• [Exercise aim]:
Reproduce the listing below word for word, with no pictures.

═════ Records to process

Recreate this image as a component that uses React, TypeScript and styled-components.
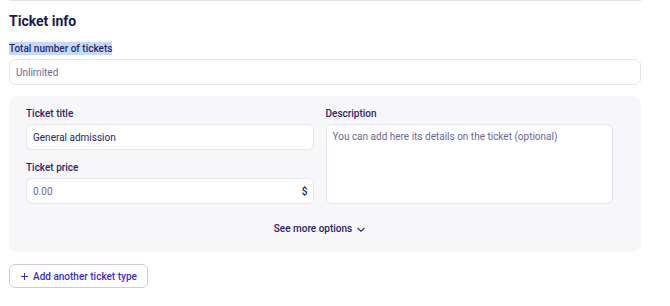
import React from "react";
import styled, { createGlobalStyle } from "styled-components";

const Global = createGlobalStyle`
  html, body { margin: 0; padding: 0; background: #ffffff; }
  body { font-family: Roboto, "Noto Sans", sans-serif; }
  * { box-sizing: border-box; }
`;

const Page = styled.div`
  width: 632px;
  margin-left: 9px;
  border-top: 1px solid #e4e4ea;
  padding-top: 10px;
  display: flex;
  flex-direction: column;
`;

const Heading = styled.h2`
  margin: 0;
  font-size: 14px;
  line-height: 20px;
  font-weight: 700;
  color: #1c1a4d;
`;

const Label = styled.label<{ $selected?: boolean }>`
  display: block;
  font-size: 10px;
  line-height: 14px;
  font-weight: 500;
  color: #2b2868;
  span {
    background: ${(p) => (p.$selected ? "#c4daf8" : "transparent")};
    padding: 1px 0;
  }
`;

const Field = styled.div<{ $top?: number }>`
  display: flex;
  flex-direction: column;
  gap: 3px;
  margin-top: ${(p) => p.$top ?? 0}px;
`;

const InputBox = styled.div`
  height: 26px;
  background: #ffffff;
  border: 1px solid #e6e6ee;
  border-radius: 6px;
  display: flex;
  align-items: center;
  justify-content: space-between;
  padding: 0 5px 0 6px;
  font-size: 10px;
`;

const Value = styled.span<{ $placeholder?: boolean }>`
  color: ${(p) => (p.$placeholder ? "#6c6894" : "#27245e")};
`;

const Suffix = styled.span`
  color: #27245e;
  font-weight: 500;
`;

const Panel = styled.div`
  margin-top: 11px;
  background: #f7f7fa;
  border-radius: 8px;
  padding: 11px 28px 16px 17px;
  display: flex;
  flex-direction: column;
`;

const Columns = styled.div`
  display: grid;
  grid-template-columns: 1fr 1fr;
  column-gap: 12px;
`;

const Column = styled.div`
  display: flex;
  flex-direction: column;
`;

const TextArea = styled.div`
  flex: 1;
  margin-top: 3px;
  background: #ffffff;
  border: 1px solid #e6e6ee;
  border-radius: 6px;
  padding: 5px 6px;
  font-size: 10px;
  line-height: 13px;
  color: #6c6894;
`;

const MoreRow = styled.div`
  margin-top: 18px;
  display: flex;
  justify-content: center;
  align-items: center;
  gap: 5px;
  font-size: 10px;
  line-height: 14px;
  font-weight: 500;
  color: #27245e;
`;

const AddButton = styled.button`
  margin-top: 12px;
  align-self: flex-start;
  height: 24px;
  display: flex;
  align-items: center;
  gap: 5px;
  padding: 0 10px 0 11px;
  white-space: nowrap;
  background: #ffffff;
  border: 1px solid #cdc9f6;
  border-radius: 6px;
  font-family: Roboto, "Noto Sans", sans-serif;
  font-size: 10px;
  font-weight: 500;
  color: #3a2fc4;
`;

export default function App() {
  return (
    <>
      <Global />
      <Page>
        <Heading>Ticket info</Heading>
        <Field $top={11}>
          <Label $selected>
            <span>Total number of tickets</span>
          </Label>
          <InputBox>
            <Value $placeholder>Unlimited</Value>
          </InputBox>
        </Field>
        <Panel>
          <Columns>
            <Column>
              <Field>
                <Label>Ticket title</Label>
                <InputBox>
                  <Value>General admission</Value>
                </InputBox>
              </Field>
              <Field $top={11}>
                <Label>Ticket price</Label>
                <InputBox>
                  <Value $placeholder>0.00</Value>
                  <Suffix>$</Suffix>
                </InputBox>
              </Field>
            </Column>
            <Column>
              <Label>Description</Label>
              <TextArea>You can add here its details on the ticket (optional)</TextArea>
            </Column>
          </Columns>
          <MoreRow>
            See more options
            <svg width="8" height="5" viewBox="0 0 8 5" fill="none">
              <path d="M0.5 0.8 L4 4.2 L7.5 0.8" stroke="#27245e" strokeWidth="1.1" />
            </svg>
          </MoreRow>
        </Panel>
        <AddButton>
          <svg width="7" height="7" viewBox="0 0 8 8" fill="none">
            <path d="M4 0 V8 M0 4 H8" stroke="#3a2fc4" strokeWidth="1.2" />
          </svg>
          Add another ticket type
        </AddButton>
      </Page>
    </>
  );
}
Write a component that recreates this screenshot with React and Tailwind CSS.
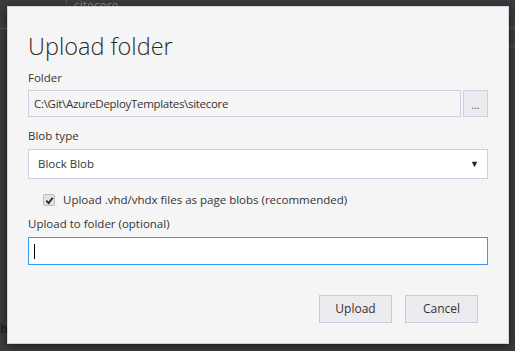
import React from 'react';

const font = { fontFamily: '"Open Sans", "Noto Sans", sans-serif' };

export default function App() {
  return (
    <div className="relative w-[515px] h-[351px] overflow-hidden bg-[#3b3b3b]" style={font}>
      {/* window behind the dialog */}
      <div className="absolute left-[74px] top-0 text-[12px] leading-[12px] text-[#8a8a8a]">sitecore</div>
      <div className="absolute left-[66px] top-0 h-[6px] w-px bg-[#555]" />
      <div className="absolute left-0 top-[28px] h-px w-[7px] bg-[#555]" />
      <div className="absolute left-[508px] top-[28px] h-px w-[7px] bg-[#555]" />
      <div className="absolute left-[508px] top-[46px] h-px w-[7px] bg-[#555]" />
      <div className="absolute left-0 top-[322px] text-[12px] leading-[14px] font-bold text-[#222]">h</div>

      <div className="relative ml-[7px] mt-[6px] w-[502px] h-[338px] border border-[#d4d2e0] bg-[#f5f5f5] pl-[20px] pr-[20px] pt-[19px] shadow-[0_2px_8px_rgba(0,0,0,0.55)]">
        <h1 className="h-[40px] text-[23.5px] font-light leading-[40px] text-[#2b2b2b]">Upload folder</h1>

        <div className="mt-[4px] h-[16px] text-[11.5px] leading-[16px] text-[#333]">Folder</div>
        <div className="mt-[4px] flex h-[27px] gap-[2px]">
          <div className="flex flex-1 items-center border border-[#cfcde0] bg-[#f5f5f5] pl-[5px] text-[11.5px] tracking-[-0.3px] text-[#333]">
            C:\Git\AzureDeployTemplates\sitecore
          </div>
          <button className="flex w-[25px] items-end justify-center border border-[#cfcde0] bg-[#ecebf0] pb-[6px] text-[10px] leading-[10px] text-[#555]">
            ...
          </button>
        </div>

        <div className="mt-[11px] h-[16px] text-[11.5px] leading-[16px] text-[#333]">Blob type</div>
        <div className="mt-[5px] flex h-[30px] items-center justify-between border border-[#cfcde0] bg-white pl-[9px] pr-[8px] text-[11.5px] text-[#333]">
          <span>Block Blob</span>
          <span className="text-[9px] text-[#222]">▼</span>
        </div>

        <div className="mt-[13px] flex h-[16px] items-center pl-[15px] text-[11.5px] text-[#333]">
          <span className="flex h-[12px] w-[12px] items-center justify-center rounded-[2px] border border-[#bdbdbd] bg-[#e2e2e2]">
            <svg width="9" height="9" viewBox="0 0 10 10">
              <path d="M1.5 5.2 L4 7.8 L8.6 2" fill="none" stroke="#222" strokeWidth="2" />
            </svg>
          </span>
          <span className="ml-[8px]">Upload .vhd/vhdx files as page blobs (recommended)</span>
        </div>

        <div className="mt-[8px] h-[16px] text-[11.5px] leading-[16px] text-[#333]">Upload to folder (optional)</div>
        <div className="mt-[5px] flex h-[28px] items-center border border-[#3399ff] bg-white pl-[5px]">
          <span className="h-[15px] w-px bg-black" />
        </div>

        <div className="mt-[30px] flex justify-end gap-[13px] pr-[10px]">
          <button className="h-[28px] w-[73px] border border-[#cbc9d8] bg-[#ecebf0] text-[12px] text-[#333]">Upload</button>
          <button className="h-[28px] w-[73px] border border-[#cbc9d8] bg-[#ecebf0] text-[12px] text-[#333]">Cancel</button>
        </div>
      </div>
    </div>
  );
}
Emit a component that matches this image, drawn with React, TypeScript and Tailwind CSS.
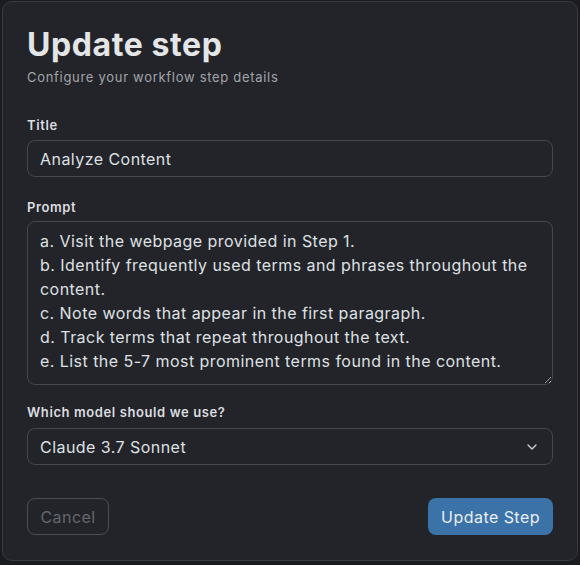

══════════

• [Answer to this task]:
Recreate this image as a component that uses React, TypeScript and styled-components.
import React from "react";
import styled, { createGlobalStyle } from "styled-components";

const Global = createGlobalStyle`
  html, body { margin: 0; padding: 0; background: #ffffff; }
  body { font-family: Roboto, "Noto Sans", sans-serif; }
  * { box-sizing: border-box; }
`;

const Page = styled.div`
  width: 632px;
  margin-left: 9px;
  border-top: 1px solid #e4e4ea;
  padding-top: 10px;
  display: flex;
  flex-direction: column;
`;

const Heading = styled.h2`
  margin: 0;
  font-size: 14px;
  line-height: 20px;
  font-weight: 700;
  color: #1c1a4d;
`;

const Label = styled.label<{ $selected?: boolean }>`
  display: block;
  font-size: 10px;
  line-height: 14px;
  font-weight: 500;
  color: #2b2868;
  span {
    background: ${(p) => (p.$selected ? "#c4daf8" : "transparent")};
    padding: 1px 0;
  }
`;

const Field = styled.div<{ $top?: number }>`
  display: flex;
  flex-direction: column;
  gap: 3px;
  margin-top: ${(p) => p.$top ?? 0}px;
`;

const InputBox = styled.div`
  height: 26px;
  background: #ffffff;
  border: 1px solid #e6e6ee;
  border-radius: 6px;
  display: flex;
  align-items: center;
  justify-content: space-between;
  padding: 0 5px 0 6px;
  font-size: 10px;
`;

const Value = styled.span<{ $placeholder?: boolean }>`
  color: ${(p) => (p.$placeholder ? "#6c6894" : "#27245e")};
`;

const Suffix = styled.span`
  color: #27245e;
  font-weight: 500;
`;

const Panel = styled.div`
  margin-top: 11px;
  background: #f7f7fa;
  border-radius: 8px;
  padding: 11px 28px 16px 17px;
  display: flex;
  flex-direction: column;
`;

const Columns = styled.div`
  display: grid;
  grid-template-columns: 1fr 1fr;
  column-gap: 12px;
`;

const Column = styled.div`
  display: flex;
  flex-direction: column;
`;

const TextArea = styled.div`
  flex: 1;
  margin-top: 3px;
  background: #ffffff;
  border: 1px solid #e6e6ee;
  border-radius: 6px;
  padding: 5px 6px;
  font-size: 10px;
  line-height: 13px;
  color: #6c6894;
`;

const MoreRow = styled.div`
  margin-top: 18px;
  display: flex;
  justify-content: center;
  align-items: center;
  gap: 5px;
  font-size: 10px;
  line-height: 14px;
  font-weight: 500;
  color: #27245e;
`;

const AddButton = styled.button`
  margin-top: 12px;
  align-self: flex-start;
  height: 24px;
  display: flex;
  align-items: center;
  gap: 5px;
  padding: 0 10px 0 11px;
  white-space: nowrap;
  background: #ffffff;
  border: 1px solid #cdc9f6;
  border-radius: 6px;
  font-family: Roboto, "Noto Sans", sans-serif;
  font-size: 10px;
  font-weight: 500;
  color: #3a2fc4;
`;

export default function App() {
  return (
    <>
      <Global />
      <Page>
        <Heading>Ticket info</Heading>
        <Field $top={11}>
          <Label $selected>
            <span>Total number of tickets</span>
          </Label>
          <InputBox>
            <Value $placeholder>Unlimited</Value>
          </InputBox>
        </Field>
        <Panel>
          <Columns>
            <Column>
              <Field>
                <Label>Ticket title</Label>
                <InputBox>
                  <Value>General admission</Value>
                </InputBox>
              </Field>
              <Field $top={11}>
                <Label>Ticket price</Label>
                <InputBox>
                  <Value $placeholder>0.00</Value>
                  <Suffix>$</Suffix>
                </InputBox>
              </Field>
            </Column>
            <Column>
              <Label>Description</Label>
              <TextArea>You can add here its details on the ticket (optional)</TextArea>
            </Column>
          </Columns>
          <MoreRow>
            See more options
            <svg width="8" height="5" viewBox="0 0 8 5" fill="none">
              <path d="M0.5 0.8 L4 4.2 L7.5 0.8" stroke="#27245e" strokeWidth="1.1" />
            </svg>
          </MoreRow>
        </Panel>
        <AddButton>
          <svg width="7" height="7" viewBox="0 0 8 8" fill="none">
            <path d="M4 0 V8 M0 4 H8" stroke="#3a2fc4" strokeWidth="1.2" />
          </svg>
          Add another ticket type
        </AddButton>
      </Page>
    </>
  );
}
Write a component that recreates this screenshot with React and Tailwind CSS.
import React from 'react';

const font = { fontFamily: '"Open Sans", "Noto Sans", sans-serif' };

export default function App() {
  return (
    <div className="relative w-[515px] h-[351px] overflow-hidden bg-[#3b3b3b]" style={font}>
      {/* window behind the dialog */}
      <div className="absolute left-[74px] top-0 text-[12px] leading-[12px] text-[#8a8a8a]">sitecore</div>
      <div className="absolute left-[66px] top-0 h-[6px] w-px bg-[#555]" />
      <div className="absolute left-0 top-[28px] h-px w-[7px] bg-[#555]" />
      <div className="absolute left-[508px] top-[28px] h-px w-[7px] bg-[#555]" />
      <div className="absolute left-[508px] top-[46px] h-px w-[7px] bg-[#555]" />
      <div className="absolute left-0 top-[322px] text-[12px] leading-[14px] font-bold text-[#222]">h</div>

      <div className="relative ml-[7px] mt-[6px] w-[502px] h-[338px] border border-[#d4d2e0] bg-[#f5f5f5] pl-[20px] pr-[20px] pt-[19px] shadow-[0_2px_8px_rgba(0,0,0,0.55)]">
        <h1 className="h-[40px] text-[23.5px] font-light leading-[40px] text-[#2b2b2b]">Upload folder</h1>

        <div className="mt-[4px] h-[16px] text-[11.5px] leading-[16px] text-[#333]">Folder</div>
        <div className="mt-[4px] flex h-[27px] gap-[2px]">
          <div className="flex flex-1 items-center border border-[#cfcde0] bg-[#f5f5f5] pl-[5px] text-[11.5px] tracking-[-0.3px] text-[#333]">
            C:\Git\AzureDeployTemplates\sitecore
          </div>
          <button className="flex w-[25px] items-end justify-center border border-[#cfcde0] bg-[#ecebf0] pb-[6px] text-[10px] leading-[10px] text-[#555]">
            ...
          </button>
        </div>

        <div className="mt-[11px] h-[16px] text-[11.5px] leading-[16px] text-[#333]">Blob type</div>
        <div className="mt-[5px] flex h-[30px] items-center justify-between border border-[#cfcde0] bg-white pl-[9px] pr-[8px] text-[11.5px] text-[#333]">
          <span>Block Blob</span>
          <span className="text-[9px] text-[#222]">▼</span>
        </div>

        <div className="mt-[13px] flex h-[16px] items-center pl-[15px] text-[11.5px] text-[#333]">
          <span className="flex h-[12px] w-[12px] items-center justify-center rounded-[2px] border border-[#bdbdbd] bg-[#e2e2e2]">
            <svg width="9" height="9" viewBox="0 0 10 10">
              <path d="M1.5 5.2 L4 7.8 L8.6 2" fill="none" stroke="#222" strokeWidth="2" />
            </svg>
          </span>
          <span className="ml-[8px]">Upload .vhd/vhdx files as page blobs (recommended)</span>
        </div>

        <div className="mt-[8px] h-[16px] text-[11.5px] leading-[16px] text-[#333]">Upload to folder (optional)</div>
        <div className="mt-[5px] flex h-[28px] items-center border border-[#3399ff] bg-white pl-[5px]">
          <span className="h-[15px] w-px bg-black" />
        </div>

        <div className="mt-[30px] flex justify-end gap-[13px] pr-[10px]">
          <button className="h-[28px] w-[73px] border border-[#cbc9d8] bg-[#ecebf0] text-[12px] text-[#333]">Upload</button>
          <button className="h-[28px] w-[73px] border border-[#cbc9d8] bg-[#ecebf0] text-[12px] text-[#333]">Cancel</button>
        </div>
      </div>
    </div>
  );
}
Emit a component that matches this image, drawn with React, TypeScript and Tailwind CSS.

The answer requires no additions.